Turning to the forms of “public injunctive relief” set out in Hodges’ complaint, the majority concluded that Hodges sought private and not public injunctive relief under California law. Rather than seeking injunctive relief on behalf of the general public “as a whole,” Hodges sought to benefit Comcast “cable subscribers,” who represented a “group of individuals similarly situated to the plaintiff.” Id. at *10. According the majority, “[t]here is simply no sense in which this relief could be said to primarily benefit the general public as a more diffuse whole.” Id. (emphasis in original). Additionally, according to the majority, “it is apparent that administering any injunctive relief of the sort sought here would entail the consideration of the individualized claims of numerous cable subscribers.” Id.
Because Hodges’ complaint did not seek public injunctive relief, the McGill rule did not apply, and Comcast’s motion to compel arbitration should have been granted.

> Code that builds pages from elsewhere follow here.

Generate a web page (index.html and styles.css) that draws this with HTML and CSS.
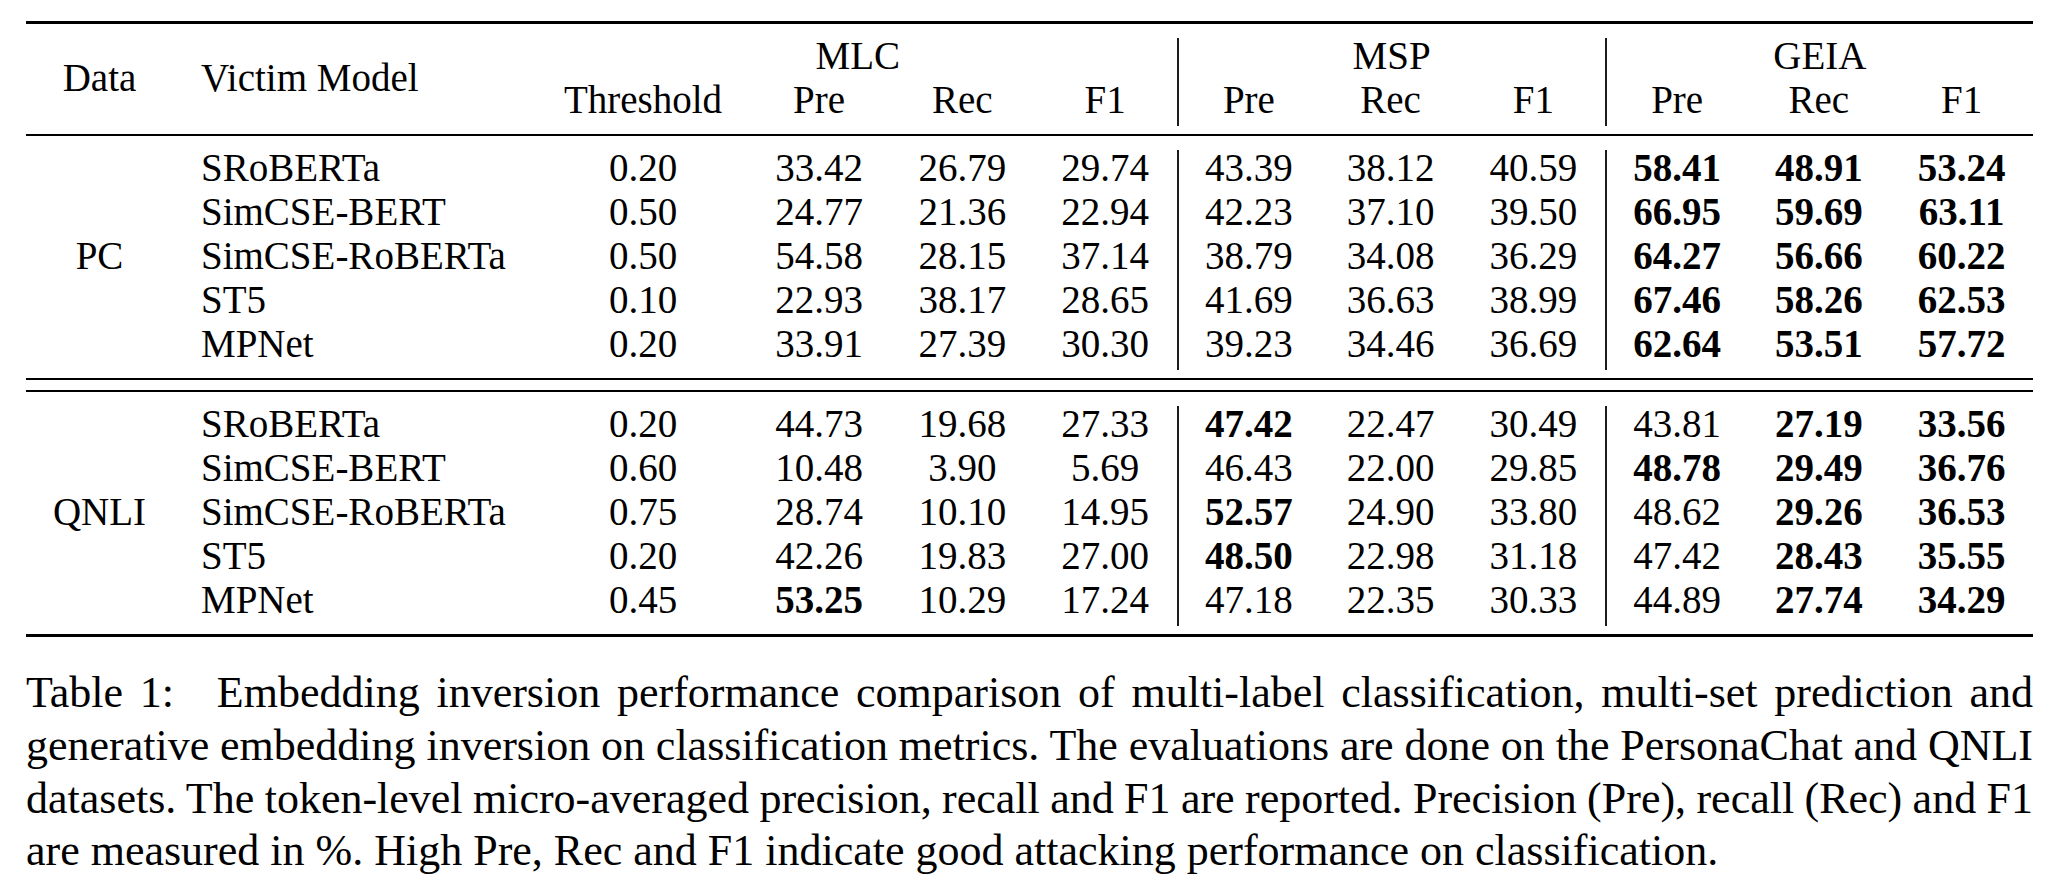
FILE: index.html
```html
<!DOCTYPE html>
<html lang="en">
<head>
<meta charset="utf-8">
<title>Table 1</title>
<link rel="stylesheet" href="styles.css">
</head>
<body>
<div class="page">
  <div class="rule heavy top"></div>

  <div class="grid hdr">
    <div class="c-data span-hdr">Data</div>
    <div class="c-model span-hdr">Victim Model</div>
    <div class="grp g-mlc">MLC</div>
    <div class="grp g-msp sep">MSP</div>
    <div class="grp g-geia sep">GEIA</div>
    <div>Threshold</div>
    <div>Pre</div><div>Rec</div><div>F1</div>
    <div class="sep">Pre</div><div>Rec</div><div>F1</div>
    <div class="sep">Pre</div><div>Rec</div><div>F1</div>
  </div>

  <div class="rule light mid"></div>

  <div class="grid body first">
    <div class="c-data span-body">PC</div>
    <div class="c-model">SRoBERTa</div><div>0.20</div><div>33.42</div><div>26.79</div><div>29.74</div><div class="sep">43.39</div><div>38.12</div><div>40.59</div><div class="sep b">58.41</div><div class="b">48.91</div><div class="b">53.24</div>
    <div class="c-model">SimCSE-BERT</div><div>0.50</div><div>24.77</div><div>21.36</div><div>22.94</div><div class="sep">42.23</div><div>37.10</div><div>39.50</div><div class="sep b">66.95</div><div class="b">59.69</div><div class="b">63.11</div>
    <div class="c-model">SimCSE-RoBERTa</div><div>0.50</div><div>54.58</div><div>28.15</div><div>37.14</div><div class="sep">38.79</div><div>34.08</div><div>36.29</div><div class="sep b">64.27</div><div class="b">56.66</div><div class="b">60.22</div>
    <div class="c-model">ST5</div><div>0.10</div><div>22.93</div><div>38.17</div><div>28.65</div><div class="sep">41.69</div><div>36.63</div><div>38.99</div><div class="sep b">67.46</div><div class="b">58.26</div><div class="b">62.53</div>
    <div class="c-model">MPNet</div><div>0.20</div><div>33.91</div><div>27.39</div><div>30.30</div><div class="sep">39.23</div><div>34.46</div><div>36.69</div><div class="sep b">62.64</div><div class="b">53.51</div><div class="b">57.72</div>
  </div>

  <div class="rule light dbl1"></div>
  <div class="rule light dbl2"></div>

  <div class="grid body second">
    <div class="c-data span-body">QNLI</div>
    <div class="c-model">SRoBERTa</div><div>0.20</div><div>44.73</div><div>19.68</div><div>27.33</div><div class="sep b">47.42</div><div>22.47</div><div>30.49</div><div class="sep">43.81</div><div class="b">27.19</div><div class="b">33.56</div>
    <div class="c-model">SimCSE-BERT</div><div>0.60</div><div>10.48</div><div>3.90</div><div>5.69</div><div class="sep">46.43</div><div>22.00</div><div>29.85</div><div class="sep b">48.78</div><div class="b">29.49</div><div class="b">36.76</div>
    <div class="c-model">SimCSE-RoBERTa</div><div>0.75</div><div>28.74</div><div>10.10</div><div>14.95</div><div class="sep b">52.57</div><div>24.90</div><div>33.80</div><div class="sep">48.62</div><div class="b">29.26</div><div class="b">36.53</div>
    <div class="c-model">ST5</div><div>0.20</div><div>42.26</div><div>19.83</div><div>27.00</div><div class="sep b">48.50</div><div>22.98</div><div>31.18</div><div class="sep">47.42</div><div class="b">28.43</div><div class="b">35.55</div>
    <div class="c-model">MPNet</div><div>0.45</div><div class="b">53.25</div><div>10.29</div><div>17.24</div><div class="sep">47.18</div><div>22.35</div><div>30.33</div><div class="sep">44.89</div><div class="b">27.74</div><div class="b">34.29</div>
  </div>

  <div class="rule heavy bottom"></div>

  <p class="caption">
    <span class="ln">Table 1:<span class="lbl-gap"></span> Embedding inversion performance comparison of multi-label classification, multi-set prediction and</span>
    <span class="ln tight">generative embedding inversion on classification metrics. The evaluations are done on the PersonaChat and QNLI</span>
    <span class="ln tight">datasets. The token-level micro-averaged precision, recall and F1 are reported. Precision (Pre), recall (Rec) and F1</span>
    <span class="ln last">are measured in %. High Pre, Rec and F1 indicate good attacking performance on classification.</span>
  </p>
</div>
</body>
</html>
```

FILE: styles.css
```css
html, body {
  margin: 0;
  padding: 0;
  background: #ffffff;
}

body {
  font-family: "Liberation Serif", "Times New Roman", Times, serif;
  color: #000;
}

.page {
  width: 2007px;
  padding: 21px 0 0 26px;
}

/* booktabs-like rules */
.rule {
  width: 100%;
  background: #000;
}
.rule.heavy { height: 3px; }
.rule.light { height: 2px; }
.rule.mid { margin-top: 8px; }
.rule.dbl1 { margin-top: 8px; }
.rule.dbl2 { margin-top: 10px; }
.rule.bottom { margin-top: 8px; }

/* table grid */
.grid {
  display: grid;
  grid-template-columns: 147px 366px 208px 144px repeat(8, 1fr);
  grid-auto-rows: 44px;
  font-size: 39px;
}
.grid > div {
  box-sizing: border-box;
  height: 44px;
  line-height: 36px;
  padding-bottom: 8px;
  text-align: center;
  white-space: nowrap;
}

.hdr { margin-top: 14px; }
.body.first { margin-top: 14px; }
.body.second { margin-top: 14px; }

.c-data {
  grid-column: 1;
  text-align: center;
}
.c-model {
  grid-column: 2;
}
.grid > .c-model {
  text-align: left;
  padding-left: 28px;
}
.span-hdr {
  grid-row: 1 / 3;
  align-self: center;
}
.span-body {
  grid-row: 1 / 6;
  align-self: center;
}

.grp { grid-row: 1; }
.g-mlc { grid-column: 3 / 7; }
.g-msp { grid-column: 7 / 10; }
.g-geia { grid-column: 10 / 13; }

.grid > .sep {
  border-left: 2px solid #1c1c1c;
}

.b { font-weight: 700; }

/* caption */
.caption {
  margin: 30px 0 0 0;
  width: 2007px;
  font-size: 44px;
  line-height: 52.8px;
}
.ln {
  display: block;
  text-align: justify;
  text-align-last: justify;
}
.ln.tight { word-spacing: -3px; }
.ln.last { text-align-last: left; }
.lbl-gap {
  display: inline-block;
  width: 26px;
}
```
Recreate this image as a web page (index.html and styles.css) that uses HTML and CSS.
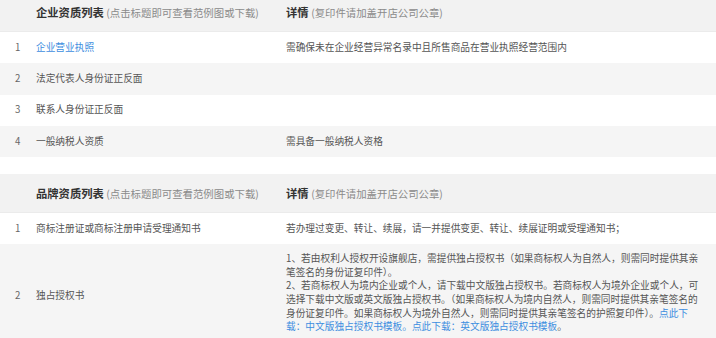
FILE: index.html
```html
<!DOCTYPE html>
<html lang="zh-CN">
<head>
<meta charset="utf-8">
<title>资质列表</title>
<link rel="stylesheet" href="styles.css">
</head>
<body>
<div class="page">
  <table class="qual-table">
    <colgroup><col class="c-num"><col class="c-name"><col class="c-detail"></colgroup>
    <thead>
      <tr class="head">
        <th></th>
        <th><b>企业资质列表</b> <span class="note">(点击标题即可查看范例图或下载)</span></th>
        <th><b>详情</b> <span class="note">(复印件请加盖开店公司公章)</span></th>
      </tr>
    </thead>
    <tbody>
      <tr><td class="num">1</td><td><a href="#" class="link">企业营业执照</a></td><td>需确保未在企业经营异常名录中且所售商品在营业执照经营范围内</td></tr>
      <tr class="alt"><td class="num">2</td><td>法定代表人身份证正反面</td><td></td></tr>
      <tr><td class="num">3</td><td>联系人身份证正反面</td><td></td></tr>
      <tr class="alt"><td class="num">4</td><td>一般纳税人资质</td><td>需具备一般纳税人资格</td></tr>
    </tbody>
  </table>

  <table class="qual-table">
    <colgroup><col class="c-num"><col class="c-name"><col class="c-detail"></colgroup>
    <thead>
      <tr class="head">
        <th></th>
        <th><b>品牌资质列表</b> <span class="note">(点击标题即可查看范例图或下载)</span></th>
        <th><b>详情</b> <span class="note">(复印件请加盖开店公司公章)</span></th>
      </tr>
    </thead>
    <tbody>
      <tr><td class="num">1</td><td>商标注册证或商标注册申请受理通知书</td><td>若办理过变更、转让、续展，请一并提供变更、转让、续展证明或受理通知书；</td></tr>
      <tr class="alt tall">
        <td class="num">2</td>
        <td>独占授权书</td>
        <td class="long">1、若由权利人授权开设旗舰店，需提供独占授权书（如果商标权人为自然人，则需同时提供其亲<br>笔签名的身份证复印件）。<br>2、若商标权人为境内企业或个人，请下载中文版独占授权书。若商标权人为境外企业或个人，可<br>选择下载中文版或英文版独占授权书。（如果商标权人为境内自然人，则需同时提供其亲笔签名的<br>身份证复印件。如果商标权人为境外自然人，则需同时提供其亲笔签名的护照复印件）。<a href="#" class="link">点此下<br>载：中文版独占授权书模板。</a><a href="#" class="link">点此下载：英文版独占授权书模板</a>。</td>
      </tr>
    </tbody>
  </table>
</div>
</body>
</html>
```

FILE: styles.css
```css
html, body {
  margin: 0;
  padding: 0;
  background: #ffffff;
}

body {
  font-family: "Noto Sans CJK SC", "Noto Sans", sans-serif;
  color: #555555;
  overflow: hidden;
}

.page {
  display: flex;
  flex-direction: column;
  gap: 17px;
  margin-top: -7px;
}

.qual-table {
  width: 100%;
  border-collapse: collapse;
  table-layout: fixed;
}

.c-num { width: 36px; }
.c-name { width: 250px; }

.qual-table th,
.qual-table td {
  padding: 0;
  text-align: left;
  vertical-align: middle;
  font-weight: normal;
}

.head {
  background: #f2f2f2;
  border-bottom: 1px solid #ebebeb;
}

.head th {
  height: 38px;
  font-size: 11.3px;
  line-height: 14px;
  color: #333333;
  white-space: nowrap;
}

.head b {
  font-weight: bold;
  color: #333333;
}

.note {
  font-size: 10.4px;
  color: #8a8a8a;
}

.qual-table td {
  height: 31.25px;
  font-size: 9.7px;
  line-height: 13.6px;
  color: #555555;
  white-space: nowrap;
}

.qual-table td.num {
  padding-left: 15px;
  color: #666666;
}

.alt {
  background: #f5f5f5;
}

.link {
  color: #3d8ee0;
  text-decoration: none;
}

.qual-table td.long {
  padding: 8px 0 14px;
}
```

In dissent, Judge Berzon summarized her point of view as follows: “The majority concludes, contrary to our precedent and to recent decisions of the California Court of Appeal [referring to Mejia and Maldonado], that a forward-looking injunction protecting the privacy rights of millions of cable consumers is not ‘public injunctive relief’ under California state law. I disagree.” Id. at * 11 (Berzon, J., dissenting). According to Judge Berzon, the majority drew an “untenable” distinction as between “relief benefiting consumers who contract with businesses” – which the majority viewed as private injunctive relief – and “relief benefiting consumers who are exposed to advertisements” – which the majority characterized as a paradigm of public injunctive relief. Id. at *14. This distinction, in Judge Berzon’s view, “would be rejected by the California Supreme Court.” Id.
While the California Supreme Court has the last word on the contours of the McGill rule, a federal court likely will have the last word on whether any “reinterpretation” of the McGill rule would run afoul of and therefore be preempted by the FAA. We expect several more decisions addressing the interplay of the McGill rule and the FAA in the not-too-distant future.